First, using data from the 2008-09 (2008), 2009-10 (2009), and the 2010-11 (2010) National Hockey League (NHL) season we calculate the probability of a home team and visiting team win for each possible score of the game, where the score of the game is determined by the difference (or margin) in goals of the two competing teams.  Using these results we calculate the average marginal benefit probabilities, in terms of winning, of a goal scored and the average marginal cost probabilities, in terms of winning, of a goal allowed.


Second, to demonstrate the importance of incorporating time remaining in the game into the determination of the value of a goal calculation, we calculate the probability of a home team and visiting team win for each possible period specific score of the game.  Using these results, we calculate the marginal benefit probabilities, in terms of winning and the marginal cost probabilities, in terms of winning of time remaining in the game for each possible score state.


Finally, we use regression analysis to develop a formula that calculates the probability of a home team and visiting team win for each possible score of the game and time remaining in the game.  Then using these results, we develop a formula that calculates the marginal benefit probability of a goal scored and the marginal cost probability of a goal allowed for each possible score of the game and time remaining in the game.

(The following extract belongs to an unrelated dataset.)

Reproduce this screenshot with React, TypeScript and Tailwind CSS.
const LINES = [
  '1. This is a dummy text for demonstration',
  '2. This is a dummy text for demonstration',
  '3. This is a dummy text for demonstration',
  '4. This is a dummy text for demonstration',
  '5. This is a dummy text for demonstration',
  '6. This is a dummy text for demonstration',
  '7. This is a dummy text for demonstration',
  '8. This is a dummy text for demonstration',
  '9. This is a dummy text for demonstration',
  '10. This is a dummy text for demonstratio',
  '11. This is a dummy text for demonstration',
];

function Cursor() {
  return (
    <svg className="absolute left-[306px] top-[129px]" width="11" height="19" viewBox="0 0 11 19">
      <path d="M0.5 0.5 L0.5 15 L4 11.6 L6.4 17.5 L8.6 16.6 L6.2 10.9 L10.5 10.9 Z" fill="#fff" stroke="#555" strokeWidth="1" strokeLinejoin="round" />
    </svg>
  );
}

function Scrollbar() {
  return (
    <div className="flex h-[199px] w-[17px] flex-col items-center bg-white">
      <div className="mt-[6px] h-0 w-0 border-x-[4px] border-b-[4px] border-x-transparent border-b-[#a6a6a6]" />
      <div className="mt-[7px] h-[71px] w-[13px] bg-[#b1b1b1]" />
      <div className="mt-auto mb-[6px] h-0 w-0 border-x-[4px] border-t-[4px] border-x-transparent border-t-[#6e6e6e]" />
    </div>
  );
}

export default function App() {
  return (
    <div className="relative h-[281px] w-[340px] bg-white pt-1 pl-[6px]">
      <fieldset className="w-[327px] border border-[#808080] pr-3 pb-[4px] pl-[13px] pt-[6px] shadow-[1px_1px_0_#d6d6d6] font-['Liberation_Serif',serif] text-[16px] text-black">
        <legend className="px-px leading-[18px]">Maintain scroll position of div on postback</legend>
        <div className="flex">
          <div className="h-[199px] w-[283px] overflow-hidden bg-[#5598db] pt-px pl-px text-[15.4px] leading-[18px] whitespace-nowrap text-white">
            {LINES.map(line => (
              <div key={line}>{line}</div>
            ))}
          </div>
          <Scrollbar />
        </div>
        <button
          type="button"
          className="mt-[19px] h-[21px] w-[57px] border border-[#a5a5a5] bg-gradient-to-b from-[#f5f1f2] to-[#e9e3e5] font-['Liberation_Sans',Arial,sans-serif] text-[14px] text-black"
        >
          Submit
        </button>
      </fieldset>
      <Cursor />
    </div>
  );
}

If the game is won during regulation play, the winning team is awarded two points and the losing team is not awarded any points.  If the game is won in overtime or after a shootout, the winning team is still awarded two points, but the losing is team awarded one point.  However, if we assume for the sake of simplicity that teams play to win games rather than for an overtime loss, we can more straight forwardly calculate the value of a goal, in terms of probabilities of winning.  Assuming the objective of the two teams competing in the game is to win the contest, the winner of the game is determined by the difference in goals at the end of regulation time or overtime (including the shootout).  Therefore, scoring a goal on an opponent or having a goal scored upon one’s own team affects the probability of winning because it alters the margin in goals (difference in goals; henceforth called score) of the two teams competing.  Furthermore, because the winner of the game is determined by the difference in goals at the end regulation time or overtime, the probability of either team winning the game at any point during the game is a function of both the difference in goals at that point in time during the game and the time remaining in regulation play.